> Generative adversarial networks, or GANs, are a conceptual advance that allow ...

gyom · on July 7, 2021

You're right that this is spectacularly wrong.

I dare not even read the rest of the page just in case my brain accidentally absorbs other bad information like that paragraph about GANs.

whimsicalism · on July 7, 2021

> GAN's are a conceptual advance of generative models (i.e. models that can generate more, similar data).

This is something I've long had confusion with, coming from a probabilistic perspective.

How does a GAN model the joint probability of the data? My understanding was that was what a generative model does. There doesn't seem to be a clear probabilistic interpretation of a GAN whatsoever.

gyom · on July 7, 2021

Part of the cleverness of GANs was to have found a way to train a neural network that generates data without explicitly modeling the probability density.

In a stats textbook, when you know that your training data comes from a normal distribution, you can maximize the MLE wrt the parameters, and then use that for sampling. That's basic theory.

In practice, it was very hard to learn a good pdf for experimental data when you had a training set of images. GANs provided a way to bypass this.

Of course, people could have said "hey let's generate samples without maximizing a loglikelihood first", but they didn't know how to do it properly, how to train the network in any other way besides minimizing cross-entropy (which is equivalent to maximizing loglikelihood).

Then GANs actually provided a new loss function that could be trained. Total paradigm shift!

whimsicalism · on July 7, 2021

I'm on board with all of this, I think even before GANs it was becoming popular to optimize loss that wasn't necessarily a log likelihood.

But I'm confused by the usage of the phrase generative model, which I took to always mean a probabilistic model of the joint that can be sampled over. I get that GANs generate data samples, but it seems different.

hervature · on July 7, 2021

This is the problem when people use technical terms loosely and interchangeably with their English definitions. Generative model classifiers are precisely as you describe. They model a joint distribution that one can sample.

GANs cannot even fit this definition because it is not a classifier. It is composed of a generator and a discriminator. The discriminator is a discriminative classifier. The generator is, well, a generator. It has nothing to do with generative model classifiers. Then you get some variation of neural network generator > model that generates > generative model. This leads to confusion.

nl · on July 7, 2021

I find https://openai.com/blog/generative-models/ pretty good on this. Reading from "More general formulation" we see:

Now, our model also describes a distribution p^θ(x)\hat{p}_{\theta}(x)p^ θ (x) (green) that is defined implicitly by taking points from a unit Gaussian distribution (red) and mapping them through a (deterministic) neural network — our generative model (yellow). Our network is a function with parameters θ\thetaθ, and tweaking these parameters will tweak the generated distribution of images. Our goal then is to find parameters θ\thetaθ that produce a distribution that closely matches the true data distribution (for example, by having a small KL divergence loss). Therefore, you can imagine the green distribution starting out random and then the training process iteratively changing the parameters θ\thetaθ to stretch and squeeze it to better match the blue distribution.

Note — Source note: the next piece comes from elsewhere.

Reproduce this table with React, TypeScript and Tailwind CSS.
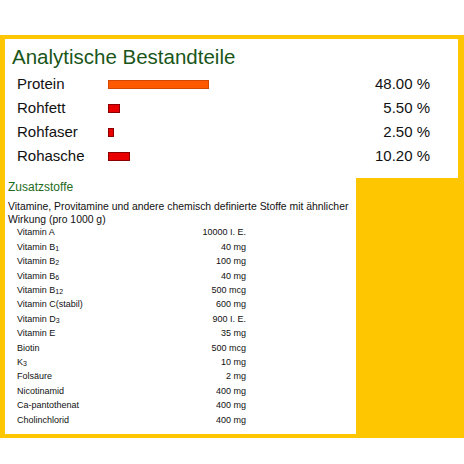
import React from "react";

type Bar = { name: string; value: string; width: number; tone: "orange" | "red" };

const bars: Bar[] = [
    { name: "Protein", value: "48.00 %", width: 101, tone: "orange" },
    { name: "Rohfett", value: "5.50 %", width: 12, tone: "red" },
    { name: "Rohfaser", value: "2.50 %", width: 6, tone: "red" },
    { name: "Rohasche", value: "10.20 %", width: 22, tone: "red" },
];

type Vit = { name: React.ReactNode; amount: string };

const Sub = ({ children }: { children: React.ReactNode }) => (
    <sub className="text-[7px] leading-none relative top-[1px]">{children}</sub>
);

const vitamins: Vit[] = [
    { name: "Vitamin A", amount: "10000 I. E." },
    { name: <>Vitamin B<Sub>1</Sub></>, amount: "40 mg" },
    { name: <>Vitamin B<Sub>2</Sub></>, amount: "100 mg" },
    { name: <>Vitamin B<Sub>6</Sub></>, amount: "40 mg" },
    { name: <>Vitamin B<Sub>12</Sub></>, amount: "500 mcg" },
    { name: "Vitamin C(stabil)", amount: "600 mg" },
    { name: <>Vitamin D<Sub>3</Sub></>, amount: "900 I. E." },
    { name: "Vitamin E", amount: "35 mg" },
    { name: "Biotin", amount: "500 mcg" },
    { name: <>K<Sub>3</Sub></>, amount: "10 mg" },
    { name: "Folsäure", amount: "2 mg" },
    { name: "Nicotinamid", amount: "400 mg" },
    { name: "Ca-pantothenat", amount: "400 mg" },
    { name: "Cholinchlorid", amount: "400 mg" },
];

export default function App() {
    return (
        <div
            className="w-[464px] h-[464px] bg-white pt-[35px] text-[#111]"
            style={{ fontFamily: '"Liberation Sans", Arial, sans-serif' }}
        >
            <div className="bg-[#fdc600] pl-[5px] pr-[6px] py-[4px]">
                {/* top panel */}
                <div className="bg-white h-[139px] pl-[12px] pr-[28px] pt-[6px]">
                    <h1 className="text-[20.5px] leading-[24px] text-[#1a561a] -ml-[5px]">
                        Analytische Bestandteile
                    </h1>
                    <div className="mt-[3px]">
                        {bars.map((b) => (
                            <div key={b.name} className="flex items-center h-[24px] text-[15px]">
                                <div className="w-[91px]">{b.name}</div>
                                <div className="flex-1 flex items-center">
                                    <div
                                        className={
                                            b.tone === "orange"
                                                ? "h-[9px] bg-[#ff5a00] border border-[#d24800]"
                                                : "h-[9px] bg-[#e80000] border border-[#8a0000]"
                                        }
                                        style={{ width: b.width }}
                                    />
                                </div>
                                <div className="text-right">{b.value}</div>
                            </div>
                        ))}
                    </div>
                </div>
                {/* bottom panel */}
                <div className="flex">
                    <div className="bg-white w-[351px] h-[256px] pl-[3px] pt-[2px]">
                        <h2 className="text-[12px] leading-[15px] text-[#236b1c]">Zusatzstoffe</h2>
                        <p className="mt-[5px] text-[10.4px] leading-[13px]">
                            Vitamine, Provitamine und andere chemisch definierte Stoffe mit ähnlicher
                            Wirkung (pro 1000 g)
                        </p>
                        <div className="pl-[9px] w-[238px] text-[9px]">
                            {vitamins.map((v, i) => (
                                <div key={i} className="flex items-center justify-between h-[14.4px]">
                                    <span>{v.name}</span>
                                    <span>{v.amount}</span>
                                </div>
                            ))}
                        </div>
                    </div>
                </div>
            </div>
        </div>
    );
}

This is precisely a generative model in the probabilistic sense. The section on VAEs spells this out even more explicitly:

For example, Variational Autoencoders allow us to perform both learning and efficient Bayesian inference in sophisticated probabilistic graphical models with latent variables (e.g. see DRAW, or Attend Infer Repeat for hints of recent relatively complex models).

The issue with GANs is that - while they model the joint probability of the input space - they aren't (easily) inspectable in the sense you can't get any understanding of how inputs relate to outputs. This means they appear different to traditional generative models where this is usually a goal.

_delirium · on July 8, 2021

For people who want a more stats-grounded approach, VAEs are more or less state of the art these days: https://en.wikipedia.org/wiki/Variational_autoencoder

They are reasonably competitive with GANs. I haven't kept up on the latest models on either side, but VAEs have historically tended to be a little blurrier than GANs.

317070 · on July 9, 2021

I think VAE's haven't been the state of the art since around 2016-2017? They have been squeezed from both directions, autoregressive models on the compression side, GAN's on the generation side.

They are still fairly competitive on both sides though.

_delirium · on July 9, 2021

Yeah, I guess I was thinking of VQVAE as a state-of-the-art example, but it was indeed 2017. Time flies! It's still pretty influential on newer systems though, e.g. OpenAI's DALL-E that made waves earlier this year has a VAE component (in addition to a Transformer component).

nancarrow · on July 8, 2021

The generator implicitly models a joint probability of data by being a generative process that one can draw samples from. GAN training (at least under certain simplifying assumptions) minimizes the JS divergence between the generator distribution and the data distribution.